■ **What the task requires**: Below is some material; set it all down exactly, apart from the pictures.

------------------------------------------------

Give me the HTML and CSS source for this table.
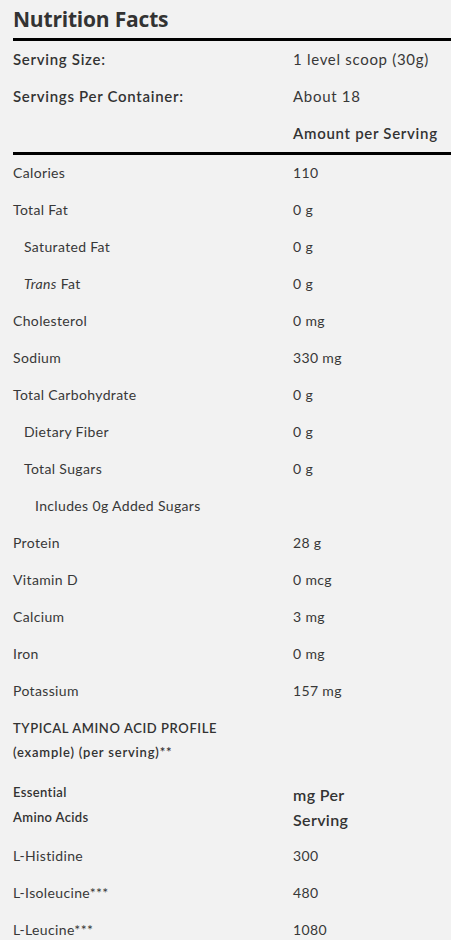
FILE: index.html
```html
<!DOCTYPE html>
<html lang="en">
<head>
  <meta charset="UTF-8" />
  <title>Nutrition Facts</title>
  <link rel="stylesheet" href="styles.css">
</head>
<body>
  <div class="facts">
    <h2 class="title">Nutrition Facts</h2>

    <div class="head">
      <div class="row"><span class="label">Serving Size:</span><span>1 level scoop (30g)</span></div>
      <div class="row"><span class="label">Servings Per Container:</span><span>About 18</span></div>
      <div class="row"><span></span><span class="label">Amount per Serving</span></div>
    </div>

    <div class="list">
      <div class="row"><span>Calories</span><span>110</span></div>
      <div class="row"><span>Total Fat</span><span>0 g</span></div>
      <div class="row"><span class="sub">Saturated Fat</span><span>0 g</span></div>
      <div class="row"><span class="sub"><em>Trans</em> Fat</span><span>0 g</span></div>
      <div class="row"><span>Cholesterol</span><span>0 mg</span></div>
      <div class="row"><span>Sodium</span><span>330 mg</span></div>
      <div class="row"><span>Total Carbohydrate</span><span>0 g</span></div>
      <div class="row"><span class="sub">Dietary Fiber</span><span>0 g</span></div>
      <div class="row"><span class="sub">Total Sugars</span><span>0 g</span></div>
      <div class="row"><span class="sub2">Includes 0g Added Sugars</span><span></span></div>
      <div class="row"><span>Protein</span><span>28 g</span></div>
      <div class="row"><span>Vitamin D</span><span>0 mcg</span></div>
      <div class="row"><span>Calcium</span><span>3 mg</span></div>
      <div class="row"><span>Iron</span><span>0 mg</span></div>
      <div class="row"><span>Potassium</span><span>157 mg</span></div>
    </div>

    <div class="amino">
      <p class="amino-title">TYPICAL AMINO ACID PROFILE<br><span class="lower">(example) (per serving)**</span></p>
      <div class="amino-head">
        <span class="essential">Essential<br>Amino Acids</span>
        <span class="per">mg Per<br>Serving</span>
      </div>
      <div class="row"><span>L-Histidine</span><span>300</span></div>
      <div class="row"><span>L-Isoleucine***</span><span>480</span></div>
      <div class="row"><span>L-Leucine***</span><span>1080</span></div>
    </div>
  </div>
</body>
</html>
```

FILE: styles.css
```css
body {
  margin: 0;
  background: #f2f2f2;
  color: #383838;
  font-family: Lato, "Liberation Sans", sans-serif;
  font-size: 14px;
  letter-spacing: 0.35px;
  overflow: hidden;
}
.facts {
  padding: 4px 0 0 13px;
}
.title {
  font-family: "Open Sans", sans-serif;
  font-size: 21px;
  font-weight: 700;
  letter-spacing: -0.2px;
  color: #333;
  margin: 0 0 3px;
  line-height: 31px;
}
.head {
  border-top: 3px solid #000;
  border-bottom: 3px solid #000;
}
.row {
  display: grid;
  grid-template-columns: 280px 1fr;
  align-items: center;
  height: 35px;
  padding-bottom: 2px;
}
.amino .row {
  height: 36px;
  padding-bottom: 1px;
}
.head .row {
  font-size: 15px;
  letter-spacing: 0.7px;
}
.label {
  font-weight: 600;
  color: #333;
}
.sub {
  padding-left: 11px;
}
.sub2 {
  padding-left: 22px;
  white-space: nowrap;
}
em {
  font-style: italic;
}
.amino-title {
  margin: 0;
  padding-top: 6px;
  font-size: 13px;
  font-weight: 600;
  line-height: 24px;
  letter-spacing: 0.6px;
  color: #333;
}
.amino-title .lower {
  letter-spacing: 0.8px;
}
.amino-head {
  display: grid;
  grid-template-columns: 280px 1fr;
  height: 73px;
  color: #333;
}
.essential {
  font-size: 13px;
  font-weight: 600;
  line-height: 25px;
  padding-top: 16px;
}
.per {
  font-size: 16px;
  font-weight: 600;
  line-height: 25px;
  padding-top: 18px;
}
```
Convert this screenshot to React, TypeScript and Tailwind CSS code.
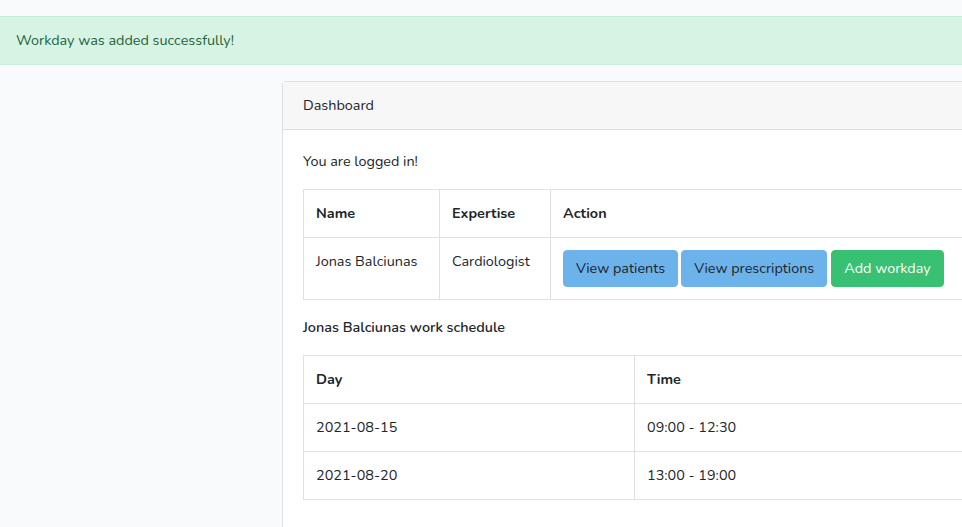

------------------------------------------------

■ **Correct response**:
Give me the HTML and CSS source for this table.
FILE: index.html
```html
<!DOCTYPE html>
<html lang="en">
<head>
  <meta charset="UTF-8" />
  <title>Nutrition Facts</title>
  <link rel="stylesheet" href="styles.css">
</head>
<body>
  <div class="facts">
    <h2 class="title">Nutrition Facts</h2>

    <div class="head">
      <div class="row"><span class="label">Serving Size:</span><span>1 level scoop (30g)</span></div>
      <div class="row"><span class="label">Servings Per Container:</span><span>About 18</span></div>
      <div class="row"><span></span><span class="label">Amount per Serving</span></div>
    </div>

    <div class="list">
      <div class="row"><span>Calories</span><span>110</span></div>
      <div class="row"><span>Total Fat</span><span>0 g</span></div>
      <div class="row"><span class="sub">Saturated Fat</span><span>0 g</span></div>
      <div class="row"><span class="sub"><em>Trans</em> Fat</span><span>0 g</span></div>
      <div class="row"><span>Cholesterol</span><span>0 mg</span></div>
      <div class="row"><span>Sodium</span><span>330 mg</span></div>
      <div class="row"><span>Total Carbohydrate</span><span>0 g</span></div>
      <div class="row"><span class="sub">Dietary Fiber</span><span>0 g</span></div>
      <div class="row"><span class="sub">Total Sugars</span><span>0 g</span></div>
      <div class="row"><span class="sub2">Includes 0g Added Sugars</span><span></span></div>
      <div class="row"><span>Protein</span><span>28 g</span></div>
      <div class="row"><span>Vitamin D</span><span>0 mcg</span></div>
      <div class="row"><span>Calcium</span><span>3 mg</span></div>
      <div class="row"><span>Iron</span><span>0 mg</span></div>
      <div class="row"><span>Potassium</span><span>157 mg</span></div>
    </div>

    <div class="amino">
      <p class="amino-title">TYPICAL AMINO ACID PROFILE<br><span class="lower">(example) (per serving)**</span></p>
      <div class="amino-head">
        <span class="essential">Essential<br>Amino Acids</span>
        <span class="per">mg Per<br>Serving</span>
      </div>
      <div class="row"><span>L-Histidine</span><span>300</span></div>
      <div class="row"><span>L-Isoleucine***</span><span>480</span></div>
      <div class="row"><span>L-Leucine***</span><span>1080</span></div>
    </div>
  </div>
</body>
</html>
```

FILE: styles.css
```css
body {
  margin: 0;
  background: #f2f2f2;
  color: #383838;
  font-family: Lato, "Liberation Sans", sans-serif;
  font-size: 14px;
  letter-spacing: 0.35px;
  overflow: hidden;
}
.facts {
  padding: 4px 0 0 13px;
}
.title {
  font-family: "Open Sans", sans-serif;
  font-size: 21px;
  font-weight: 700;
  letter-spacing: -0.2px;
  color: #333;
  margin: 0 0 3px;
  line-height: 31px;
}
.head {
  border-top: 3px solid #000;
  border-bottom: 3px solid #000;
}
.row {
  display: grid;
  grid-template-columns: 280px 1fr;
  align-items: center;
  height: 35px;
  padding-bottom: 2px;
}
.amino .row {
  height: 36px;
  padding-bottom: 1px;
}
.head .row {
  font-size: 15px;
  letter-spacing: 0.7px;
}
.label {
  font-weight: 600;
  color: #333;
}
.sub {
  padding-left: 11px;
}
.sub2 {
  padding-left: 22px;
  white-space: nowrap;
}
em {
  font-style: italic;
}
.amino-title {
  margin: 0;
  padding-top: 6px;
  font-size: 13px;
  font-weight: 600;
  line-height: 24px;
  letter-spacing: 0.6px;
  color: #333;
}
.amino-title .lower {
  letter-spacing: 0.8px;
}
.amino-head {
  display: grid;
  grid-template-columns: 280px 1fr;
  height: 73px;
  color: #333;
}
.essential {
  font-size: 13px;
  font-weight: 600;
  line-height: 25px;
  padding-top: 16px;
}
.per {
  font-size: 16px;
  font-weight: 600;
  line-height: 25px;
  padding-top: 18px;
}
```
Convert this screenshot to React, TypeScript and Tailwind CSS code.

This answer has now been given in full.